Moreover, the very term "grits", especially in combination with "hominy", communicates, because of unfortunate verbally assaultive associations through time, an adverse stereotype of rural white Southerners and so should be changed to a more race-neutral term, such as "harmony maise", not lending itself to pejorative usage.

A letter from Bob Cherry, Jr., objects to the newspaper's editorial defense of General Marshall, in the face of criticism by Senator McCarthy, suggests that the New Deal had spawned and reared him, making him chief of staff of the Army without ever having personally commanded a division in the field. And he goes on with his usual booboisie banter, obviously never having found anything Senator McCarthy said to be the least bit objectionable.

A letter writer from Pinehurst comments on the August 3 editorial, "The Senate Has Done a Shameful Thing", finding it to have been reasonable and correct, particularly the section indicating that Senator McCarthy and his supporters could claim a victory in the fact that neither Republicans, including the President, nor Democrats had demonstrated the guts to take a stand against him.
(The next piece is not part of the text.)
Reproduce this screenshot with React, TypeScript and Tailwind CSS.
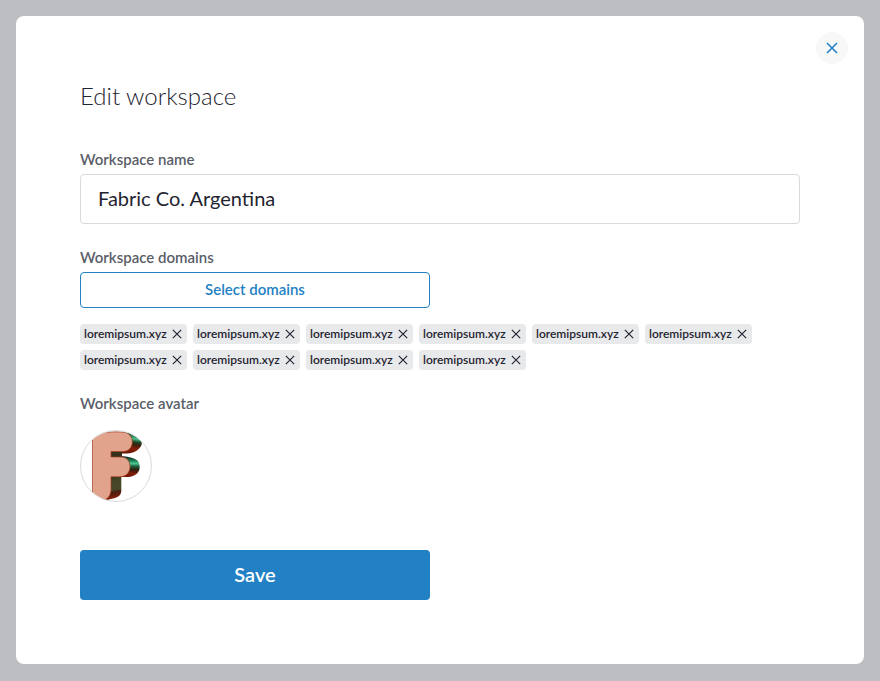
import React, { useState } from 'react';

const INITIAL_DOMAINS = Array.from({ length: 10 }, (_, i) => ({ id: i, name: 'loremipsum.xyz' }));

function CrossIcon({ className }: { className?: string }) {
    return (
        <svg viewBox="0 0 12 12" className={className} fill="none" stroke="currentColor" aria-hidden="true">
            <path d="M1 1l10 10M11 1L1 11" />
        </svg>
    );
}

function WorkspaceAvatar() {
    return (
        <svg viewBox="0 0 72 72" className="block h-[72px] w-[72px]" role="img" aria-label="Workspace avatar">
            <defs>
                <clipPath id="avatar-clip">
                    <circle cx="36" cy="36" r="35.5" />
                </clipPath>
                <linearGradient id="upper-side" x1="55" y1="1" x2="52" y2="24" gradientUnits="userSpaceOnUse">
                    <stop offset="0" stopColor="#123a26" />
                    <stop offset="0.2" stopColor="#1c6844" />
                    <stop offset="0.34" stopColor="#4cc28a" />
                    <stop offset="0.46" stopColor="#1d4a2d" />
                    <stop offset="0.58" stopColor="#38200e" />
                    <stop offset="0.76" stopColor="#861e08" />
                    <stop offset="1" stopColor="#661806" />
                </linearGradient>
                <linearGradient id="lower-side" x1="0" y1="26" x2="0" y2="48" gradientUnits="userSpaceOnUse">
                    <stop offset="0" stopColor="#12241a" />
                    <stop offset="0.2" stopColor="#1c7550" />
                    <stop offset="0.34" stopColor="#48c890" />
                    <stop offset="0.48" stopColor="#1d5a36" />
                    <stop offset="0.62" stopColor="#301d0e" />
                    <stop offset="0.82" stopColor="#861d07" />
                    <stop offset="1" stopColor="#5a1406" />
                </linearGradient>
                <linearGradient id="leg-side" x1="34" y1="47" x2="38" y2="69" gradientUnits="userSpaceOnUse">
                    <stop offset="0" stopColor="#343a1f" />
                    <stop offset="0.2" stopColor="#47472a" />
                    <stop offset="0.55" stopColor="#47472a" />
                    <stop offset="0.68" stopColor="#4a1d0c" />
                    <stop offset="1" stopColor="#962208" />
                </linearGradient>
            </defs>
            <circle cx="36" cy="36" r="35.5" fill="#fff" />
            <g clipPath="url(#avatar-clip)">
                <path d="M44 1.500C50 1.500 53 4 57 7.500C61 10 62.500 12 61.500 15C59.500 20 54 23 47 23.500H31V21Z" fill="url(#upper-side)" />
                <path d="M40 26.300C45 26.300 50 26.800 54 28.500C58 30 60 33 59.700 38C59 43 55 46.500 48 47H31Z" fill="url(#lower-side)" />
                <path d="M30.500 46.500H41.300V61C41 66 37 68 31 69L23 71V66Z" fill="url(#leg-side)" />
                <path d="M30.500 21.500H42V27H30.500Z" fill="#35301a" />
                <path
                    d="M12.500 68V8C12.500 4 15 3 19 2.700C29 2 36 1.500 44 2.200C49 2.800 52.300 7 52.300 12C52.300 17.500 48.500 21.500 43 21.500H31V27H41C46.500 27 50 31 50 36.500C50 42.500 46 46.800 40 46.800H31V59C31 64 29 68 25 69.500C20 71 16 70 12.500 68Z"
                    fill="#e2a38d"
                    stroke="#a63d20"
                    strokeWidth="0.700"
                />
            </g>
            <circle cx="36" cy="36" r="35.5" fill="none" stroke="#d9dadc" />
        </svg>
    );
}

export default function EditWorkspaceModal() {
    const [name, setName] = useState('Fabric Co. Argentina');
    const [domains, setDomains] = useState(INITIAL_DOMAINS);

    const removeDomain = (id: number) => {
        setDomains((prev) => prev.filter((d) => d.id !== id));
    };

    return (
        <div className="min-h-screen bg-[#bdbec2] p-4 font-['Lato',sans-serif] text-[#1f2430]">
            <div role="dialog" aria-labelledby="modal-title" className="relative rounded-lg bg-white p-16">
                <button
                    type="button"
                    aria-label="Close"
                    className="absolute top-4 right-4 flex h-8 w-8 items-center justify-center rounded-full bg-[#f8f8f8] text-[#2281c4]"
                >
                    <CrossIcon className="h-3 w-3 stroke-[1.6]" />
                </button>

                <h2 id="modal-title" className="text-2xl leading-8 font-light">
                    Edit workspace
                </h2>

                <form className="mt-9" onSubmit={(e) => e.preventDefault()}>
                    <label htmlFor="workspace-name" className="block text-[15px] leading-[22px] font-semibold text-[#5a5e68]">
                        Workspace name
                    </label>
                    <input
                        id="workspace-name"
                        type="text"
                        value={name}
                        onChange={(e) => setName(e.target.value)}
                        className="mt-1 block h-[50px] w-full rounded border border-[#d9dadc] bg-white px-[17px] pb-[2px] text-xl outline-none focus:border-[#2281c4]"
                    />

                    <h3 className="mt-[22px] text-[15px] leading-[22px] font-semibold text-[#5a5e68]">Workspace domains</h3>
                    <button
                        type="button"
                        className="mt-1 block h-9 w-full max-w-[350px] rounded border border-[#2281c4] pb-[2px] text-[15px] font-semibold text-[#2281c4]"
                    >
                        Select domains
                    </button>

                    <ul className="mt-4 flex flex-wrap gap-[6px]">
                        {domains.map((domain) => (
                            <li key={domain.id} className="flex h-5 w-[107px] items-center justify-between rounded bg-[#e8e9eb] px-1 text-xs font-semibold">
                                <span className="pb-px">{domain.name}</span>
                                <button type="button" aria-label={`Remove ${domain.name}`} onClick={() => removeDomain(domain.id)} className="p-px">
                                    <CrossIcon className="h-[10px] w-[10px] stroke-[1.4]" />
                                </button>
                            </li>
                        ))}
                    </ul>

                    <h3 className="mt-[22px] text-[15px] leading-[22px] font-semibold text-[#5a5e68]">Workspace avatar</h3>
                    <button type="button" aria-label="Change avatar" className="mt-4 block rounded-full">
                        <WorkspaceAvatar />
                    </button>

                    <button type="submit" className="mt-12 block h-[50px] w-full max-w-[350px] rounded bg-[#2281c4] pb-[2px] text-xl font-semibold text-white">
                        Save
                    </button>
                </form>
            </div>
        </div>
    );
}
It congratulates the editorial for finally saying that the President had not so taken a stand against the Senator, urges that they not overlook that General Eisenhower, after becoming the nominee, had shown "gutlessness" during the campaign when he had deleted from a Wisconsin speech all reference to General Marshall, at the behest of Senator McCarthy. The writer adds that he had voted Democratic in 1952.

A letter writer indicates that she had asked many young people whether they were saved and they had responded by saying that they had joined the church and did not know what she meant. She indicates that for anyone to enter heaven, they had to be saved, not just sign a card, that it was getting late and no one knew when they were going into eternity, urges that it was time to check up on who was lost and who was ready to meet God.